Technology: Fear and promise

As the details about the NSA’s monitoring programs continue to emerge, I am working on my book’s introduction today, and thinking about this:

If network technology is inherently revolutionary—it leads one to wonder why existing governmental, bureaucratic, corporate, and financial elites are so enthusiastic about, and so heavily invested in, the success of this technology? (Barney, 2000: 19)

More on the NSA: from the Atlantic, the Onion, and danah boyd.

Victoria, Australia on the right track with sexting reform

In Victoria, Australia, the Law Reform Committee has conducted an Inquiry into Sexting. There’s comprehensive information form the inquiry online, including transcripts, submissions, and the final report.

What’s amazing is that the inquiry took recommendations from a range of wonderful feminist academics working on sexting, including Lara Karaian, Kate Crawford, Kath Albury, and Amy Shields Dobson. Check out recommendation #4: 

That the Victorian Government ensure that educational and media campaigns directed toward sexting focus on the appropriateness of the behaviour of people who distribute intimate images or media without consent, rather than on the person who initially creates the intimate images or media.

This is amazing to see in an official government report. As I discuss in my chapter on self-esteem and anti-sexting education campaigns, the blame-the-victim response is absolutely ubiquitous. I can’t wait to see what the new PSAs coming out of Australia look like if they actually take this advice.

The legal reforms the report suggests are also really interesting and are a pretty big departure from the response from many US states to criminalize youth sexting further. Instead, the report recommends reforming child pornography laws with defenses for close-in-age youth engaged in legal sex acts and discretion for judges in putting convicted sexters on the sex offender registry. It will be interesting to see what happens with the child pornography reforms, since in the US, Vermont’s attempt to decriminalize sexting for teens was met with national outrage–I talk about this case at length in the book.

The report’s attention to consent and harm is also really exciting. The press release explains:

While in most circumstances little or no harm is done to willing participants in sexting, real and significant harm can occur when images are distributed to other people without consent. The Committee recommends that legislation be introduced to make it an offence for any person to intentionally distribute an intimate image of another person without their consent. The Committee believes its recommendation for a non-consensual sexting offence that applies to adults and youth is a world first.

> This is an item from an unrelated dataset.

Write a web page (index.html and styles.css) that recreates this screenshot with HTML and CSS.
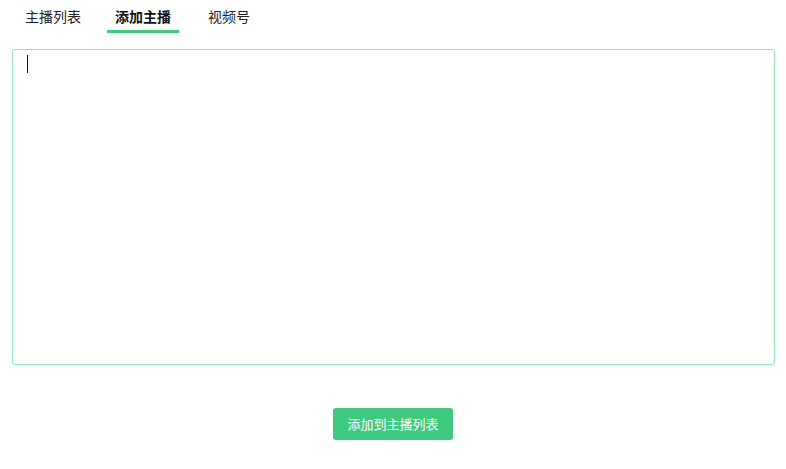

It may not exactly be a world first (North Dakota, for example, created an age-neutral misdemeanor offense in 2009 “for a person who knowingly acquires, possesses or distributes any photograph or visual representation that exhibits a nude or partially denuded figure without the person’s consent”), but thinking about the harm of sexting (1) in terms of non-consensual distribution and (2) in an age-neutral framework is really a step in the right direction.

I’m not sure that criminal law is the way to address the harm of nonconsensual or malicious sexting, given the huge problems with the prison system. Since other information-related harms (libel, slander, breech of confidentiality, publication of private facts, etc.) are in the domain of civil law, my latest thinking is that we should deal with the privacy violations of abusive sexting with lawsuits as well. Privacy laws in the US would have to get a lot better and easier to use, but so far it seems like the best legal solution.